§ Provided material:
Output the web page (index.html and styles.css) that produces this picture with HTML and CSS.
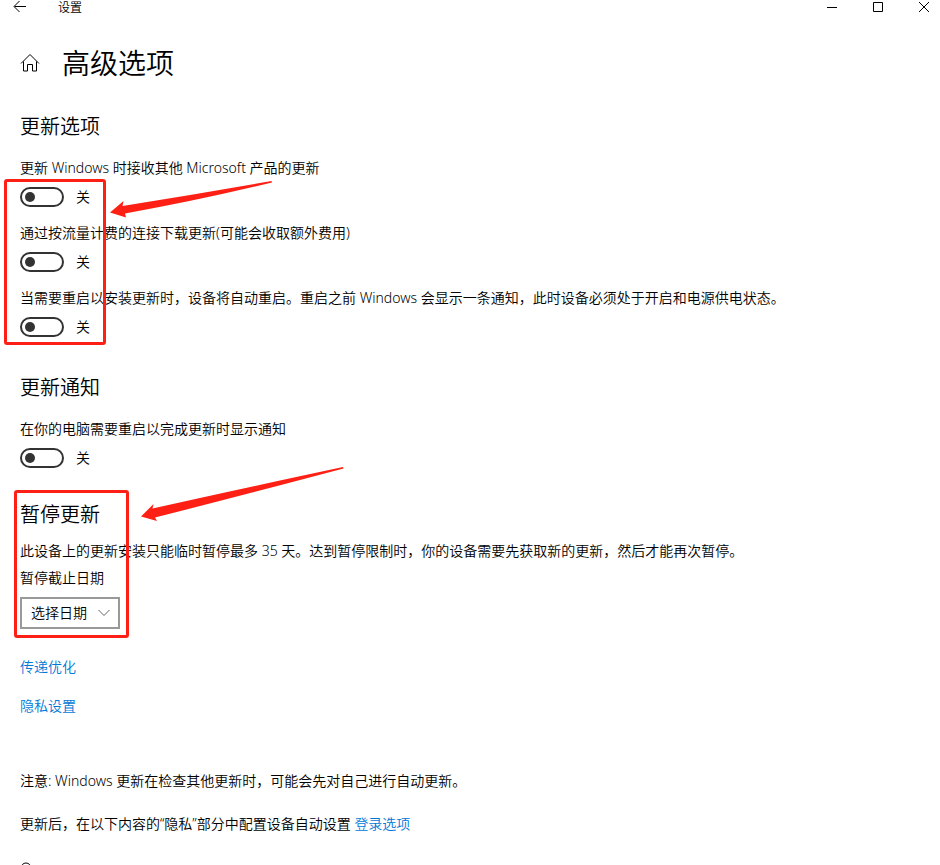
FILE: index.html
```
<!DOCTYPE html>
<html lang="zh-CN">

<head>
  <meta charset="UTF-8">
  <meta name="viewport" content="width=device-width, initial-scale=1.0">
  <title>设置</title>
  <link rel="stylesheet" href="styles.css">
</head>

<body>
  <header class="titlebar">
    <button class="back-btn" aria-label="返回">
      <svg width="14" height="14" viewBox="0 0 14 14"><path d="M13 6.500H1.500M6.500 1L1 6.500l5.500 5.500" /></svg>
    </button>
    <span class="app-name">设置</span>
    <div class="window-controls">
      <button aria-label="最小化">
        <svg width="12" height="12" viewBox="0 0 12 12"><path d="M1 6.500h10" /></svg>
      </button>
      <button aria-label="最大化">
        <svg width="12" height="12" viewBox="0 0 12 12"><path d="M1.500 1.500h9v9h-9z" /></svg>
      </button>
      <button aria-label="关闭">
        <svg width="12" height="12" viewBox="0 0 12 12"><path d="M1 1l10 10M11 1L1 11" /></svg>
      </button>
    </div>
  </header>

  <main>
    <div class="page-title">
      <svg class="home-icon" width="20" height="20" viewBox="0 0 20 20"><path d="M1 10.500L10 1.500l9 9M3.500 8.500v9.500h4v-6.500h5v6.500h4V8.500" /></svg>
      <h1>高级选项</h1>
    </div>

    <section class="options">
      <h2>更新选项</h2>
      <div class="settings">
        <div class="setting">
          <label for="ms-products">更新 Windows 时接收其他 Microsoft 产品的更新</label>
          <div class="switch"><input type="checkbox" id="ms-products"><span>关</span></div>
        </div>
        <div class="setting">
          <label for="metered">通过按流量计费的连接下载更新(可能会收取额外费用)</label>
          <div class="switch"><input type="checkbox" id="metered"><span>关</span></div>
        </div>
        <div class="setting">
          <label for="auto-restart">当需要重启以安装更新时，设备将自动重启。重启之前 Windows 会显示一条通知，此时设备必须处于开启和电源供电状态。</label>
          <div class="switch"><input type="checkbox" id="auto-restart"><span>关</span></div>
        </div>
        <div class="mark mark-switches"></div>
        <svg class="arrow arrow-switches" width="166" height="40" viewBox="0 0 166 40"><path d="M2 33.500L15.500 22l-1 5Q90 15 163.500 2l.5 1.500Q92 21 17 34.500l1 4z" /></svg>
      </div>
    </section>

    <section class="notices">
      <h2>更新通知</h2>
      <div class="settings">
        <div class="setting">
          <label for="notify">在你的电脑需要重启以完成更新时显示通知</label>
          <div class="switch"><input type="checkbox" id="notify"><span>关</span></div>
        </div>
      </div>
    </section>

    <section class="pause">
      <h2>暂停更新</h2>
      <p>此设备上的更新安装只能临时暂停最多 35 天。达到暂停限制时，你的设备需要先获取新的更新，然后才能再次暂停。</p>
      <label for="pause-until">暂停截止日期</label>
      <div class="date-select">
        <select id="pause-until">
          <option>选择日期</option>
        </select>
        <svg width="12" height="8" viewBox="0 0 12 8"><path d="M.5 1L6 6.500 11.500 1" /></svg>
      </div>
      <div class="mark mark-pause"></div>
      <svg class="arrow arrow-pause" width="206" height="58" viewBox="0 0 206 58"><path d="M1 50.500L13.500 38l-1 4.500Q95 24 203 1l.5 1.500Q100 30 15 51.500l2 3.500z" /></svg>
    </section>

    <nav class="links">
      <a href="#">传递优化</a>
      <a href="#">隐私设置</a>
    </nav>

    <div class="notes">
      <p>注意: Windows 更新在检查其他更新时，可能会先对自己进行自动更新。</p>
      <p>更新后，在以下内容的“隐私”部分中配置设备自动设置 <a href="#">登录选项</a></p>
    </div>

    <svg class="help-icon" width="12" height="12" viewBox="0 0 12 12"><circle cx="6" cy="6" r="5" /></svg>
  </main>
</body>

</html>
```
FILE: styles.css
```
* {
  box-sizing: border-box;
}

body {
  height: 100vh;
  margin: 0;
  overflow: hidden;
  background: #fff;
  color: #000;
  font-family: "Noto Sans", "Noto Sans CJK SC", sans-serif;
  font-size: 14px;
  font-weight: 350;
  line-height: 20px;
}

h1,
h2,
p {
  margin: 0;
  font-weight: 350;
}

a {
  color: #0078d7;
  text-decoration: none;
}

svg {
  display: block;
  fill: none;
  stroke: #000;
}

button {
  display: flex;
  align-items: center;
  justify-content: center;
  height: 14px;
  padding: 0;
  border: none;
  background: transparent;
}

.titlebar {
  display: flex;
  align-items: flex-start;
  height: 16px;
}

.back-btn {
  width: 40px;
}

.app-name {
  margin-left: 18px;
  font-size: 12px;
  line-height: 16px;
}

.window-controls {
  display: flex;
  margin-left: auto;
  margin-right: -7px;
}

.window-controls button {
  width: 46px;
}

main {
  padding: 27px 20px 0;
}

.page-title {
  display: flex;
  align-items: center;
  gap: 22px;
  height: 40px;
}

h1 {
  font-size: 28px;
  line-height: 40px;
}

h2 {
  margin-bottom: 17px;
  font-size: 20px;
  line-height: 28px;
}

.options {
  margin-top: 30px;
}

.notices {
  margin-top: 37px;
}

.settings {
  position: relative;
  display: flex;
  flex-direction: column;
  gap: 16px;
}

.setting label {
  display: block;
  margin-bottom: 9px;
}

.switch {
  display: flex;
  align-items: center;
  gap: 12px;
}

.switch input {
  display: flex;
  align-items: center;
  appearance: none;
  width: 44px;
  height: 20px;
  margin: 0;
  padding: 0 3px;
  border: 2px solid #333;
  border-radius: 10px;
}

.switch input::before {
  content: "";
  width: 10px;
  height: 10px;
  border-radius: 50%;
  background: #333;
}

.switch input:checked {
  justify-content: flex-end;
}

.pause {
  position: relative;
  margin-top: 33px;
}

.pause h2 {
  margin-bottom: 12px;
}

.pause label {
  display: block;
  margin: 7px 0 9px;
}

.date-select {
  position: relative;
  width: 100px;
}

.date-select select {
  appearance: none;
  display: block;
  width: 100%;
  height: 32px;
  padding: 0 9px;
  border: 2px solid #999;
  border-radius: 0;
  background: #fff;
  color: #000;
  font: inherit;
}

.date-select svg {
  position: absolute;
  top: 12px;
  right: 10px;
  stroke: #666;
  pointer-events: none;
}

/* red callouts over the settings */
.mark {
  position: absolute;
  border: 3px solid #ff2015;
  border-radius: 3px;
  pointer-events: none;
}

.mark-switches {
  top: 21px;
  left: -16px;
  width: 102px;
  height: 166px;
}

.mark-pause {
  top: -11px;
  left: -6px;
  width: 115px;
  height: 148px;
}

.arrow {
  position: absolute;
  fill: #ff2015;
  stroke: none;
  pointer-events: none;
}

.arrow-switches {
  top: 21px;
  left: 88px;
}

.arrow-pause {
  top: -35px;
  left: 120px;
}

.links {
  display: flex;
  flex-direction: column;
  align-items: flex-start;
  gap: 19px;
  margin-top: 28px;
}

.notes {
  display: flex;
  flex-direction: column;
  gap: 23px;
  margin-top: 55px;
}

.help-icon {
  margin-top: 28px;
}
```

§ Instructions to follow: Skip the pictures, then retype every line above exactly.

§ Task answer:
Output the web page (index.html and styles.css) that produces this picture with HTML and CSS.
FILE: index.html
```
<!DOCTYPE html>
<html lang="zh-CN">

<head>
  <meta charset="UTF-8">
  <meta name="viewport" content="width=device-width, initial-scale=1.0">
  <title>设置</title>
  <link rel="stylesheet" href="styles.css">
</head>

<body>
  <header class="titlebar">
    <button class="back-btn" aria-label="返回">
      <svg width="14" height="14" viewBox="0 0 14 14"><path d="M13 6.500H1.500M6.500 1L1 6.500l5.500 5.500" /></svg>
    </button>
    <span class="app-name">设置</span>
    <div class="window-controls">
      <button aria-label="最小化">
        <svg width="12" height="12" viewBox="0 0 12 12"><path d="M1 6.500h10" /></svg>
      </button>
      <button aria-label="最大化">
        <svg width="12" height="12" viewBox="0 0 12 12"><path d="M1.500 1.500h9v9h-9z" /></svg>
      </button>
      <button aria-label="关闭">
        <svg width="12" height="12" viewBox="0 0 12 12"><path d="M1 1l10 10M11 1L1 11" /></svg>
      </button>
    </div>
  </header>

  <main>
    <div class="page-title">
      <svg class="home-icon" width="20" height="20" viewBox="0 0 20 20"><path d="M1 10.500L10 1.500l9 9M3.500 8.500v9.500h4v-6.500h5v6.500h4V8.500" /></svg>
      <h1>高级选项</h1>
    </div>

    <section class="options">
      <h2>更新选项</h2>
      <div class="settings">
        <div class="setting">
          <label for="ms-products">更新 Windows 时接收其他 Microsoft 产品的更新</label>
          <div class="switch"><input type="checkbox" id="ms-products"><span>关</span></div>
        </div>
        <div class="setting">
          <label for="metered">通过按流量计费的连接下载更新(可能会收取额外费用)</label>
          <div class="switch"><input type="checkbox" id="metered"><span>关</span></div>
        </div>
        <div class="setting">
          <label for="auto-restart">当需要重启以安装更新时，设备将自动重启。重启之前 Windows 会显示一条通知，此时设备必须处于开启和电源供电状态。</label>
          <div class="switch"><input type="checkbox" id="auto-restart"><span>关</span></div>
        </div>
        <div class="mark mark-switches"></div>
        <svg class="arrow arrow-switches" width="166" height="40" viewBox="0 0 166 40"><path d="M2 33.500L15.500 22l-1 5Q90 15 163.500 2l.5 1.500Q92 21 17 34.500l1 4z" /></svg>
      </div>
    </section>

    <section class="notices">
      <h2>更新通知</h2>
      <div class="settings">
        <div class="setting">
          <label for="notify">在你的电脑需要重启以完成更新时显示通知</label>
          <div class="switch"><input type="checkbox" id="notify"><span>关</span></div>
        </div>
      </div>
    </section>

    <section class="pause">
      <h2>暂停更新</h2>
      <p>此设备上的更新安装只能临时暂停最多 35 天。达到暂停限制时，你的设备需要先获取新的更新，然后才能再次暂停。</p>
      <label for="pause-until">暂停截止日期</label>
      <div class="date-select">
        <select id="pause-until">
          <option>选择日期</option>
        </select>
        <svg width="12" height="8" viewBox="0 0 12 8"><path d="M.5 1L6 6.500 11.500 1" /></svg>
      </div>
      <div class="mark mark-pause"></div>
      <svg class="arrow arrow-pause" width="206" height="58" viewBox="0 0 206 58"><path d="M1 50.500L13.500 38l-1 4.500Q95 24 203 1l.5 1.500Q100 30 15 51.500l2 3.500z" /></svg>
    </section>

    <nav class="links">
      <a href="#">传递优化</a>
      <a href="#">隐私设置</a>
    </nav>

    <div class="notes">
      <p>注意: Windows 更新在检查其他更新时，可能会先对自己进行自动更新。</p>
      <p>更新后，在以下内容的“隐私”部分中配置设备自动设置 <a href="#">登录选项</a></p>
    </div>

    <svg class="help-icon" width="12" height="12" viewBox="0 0 12 12"><circle cx="6" cy="6" r="5" /></svg>
  </main>
</body>

</html>
```
FILE: styles.css
```
* {
  box-sizing: border-box;
}

body {
  height: 100vh;
  margin: 0;
  overflow: hidden;
  background: #fff;
  color: #000;
  font-family: "Noto Sans", "Noto Sans CJK SC", sans-serif;
  font-size: 14px;
  font-weight: 350;
  line-height: 20px;
}

h1,
h2,
p {
  margin: 0;
  font-weight: 350;
}

a {
  color: #0078d7;
  text-decoration: none;
}

svg {
  display: block;
  fill: none;
  stroke: #000;
}

button {
  display: flex;
  align-items: center;
  justify-content: center;
  height: 14px;
  padding: 0;
  border: none;
  background: transparent;
}

.titlebar {
  display: flex;
  align-items: flex-start;
  height: 16px;
}

.back-btn {
  width: 40px;
}

.app-name {
  margin-left: 18px;
  font-size: 12px;
  line-height: 16px;
}

.window-controls {
  display: flex;
  margin-left: auto;
  margin-right: -7px;
}

.window-controls button {
  width: 46px;
}

main {
  padding: 27px 20px 0;
}

.page-title {
  display: flex;
  align-items: center;
  gap: 22px;
  height: 40px;
}

h1 {
  font-size: 28px;
  line-height: 40px;
}

h2 {
  margin-bottom: 17px;
  font-size: 20px;
  line-height: 28px;
}

.options {
  margin-top: 30px;
}

.notices {
  margin-top: 37px;
}

.settings {
  position: relative;
  display: flex;
  flex-direction: column;
  gap: 16px;
}

.setting label {
  display: block;
  margin-bottom: 9px;
}

.switch {
  display: flex;
  align-items: center;
  gap: 12px;
}

.switch input {
  display: flex;
  align-items: center;
  appearance: none;
  width: 44px;
  height: 20px;
  margin: 0;
  padding: 0 3px;
  border: 2px solid #333;
  border-radius: 10px;
}

.switch input::before {
  content: "";
  width: 10px;
  height: 10px;
  border-radius: 50%;
  background: #333;
}

.switch input:checked {
  justify-content: flex-end;
}

.pause {
  position: relative;
  margin-top: 33px;
}

.pause h2 {
  margin-bottom: 12px;
}

.pause label {
  display: block;
  margin: 7px 0 9px;
}

.date-select {
  position: relative;
  width: 100px;
}

.date-select select {
  appearance: none;
  display: block;
  width: 100%;
  height: 32px;
  padding: 0 9px;
  border: 2px solid #999;
  border-radius: 0;
  background: #fff;
  color: #000;
  font: inherit;
}

.date-select svg {
  position: absolute;
  top: 12px;
  right: 10px;
  stroke: #666;
  pointer-events: none;
}

/* red callouts over the settings */
.mark {
  position: absolute;
  border: 3px solid #ff2015;
  border-radius: 3px;
  pointer-events: none;
}

.mark-switches {
  top: 21px;
  left: -16px;
  width: 102px;
  height: 166px;
}

.mark-pause {
  top: -11px;
  left: -6px;
  width: 115px;
  height: 148px;
}

.arrow {
  position: absolute;
  fill: #ff2015;
  stroke: none;
  pointer-events: none;
}

.arrow-switches {
  top: 21px;
  left: 88px;
}

.arrow-pause {
  top: -35px;
  left: 120px;
}

.links {
  display: flex;
  flex-direction: column;
  align-items: flex-start;
  gap: 19px;
  margin-top: 28px;
}

.notes {
  display: flex;
  flex-direction: column;
  gap: 23px;
  margin-top: 55px;
}

.help-icon {
  margin-top: 28px;
}
```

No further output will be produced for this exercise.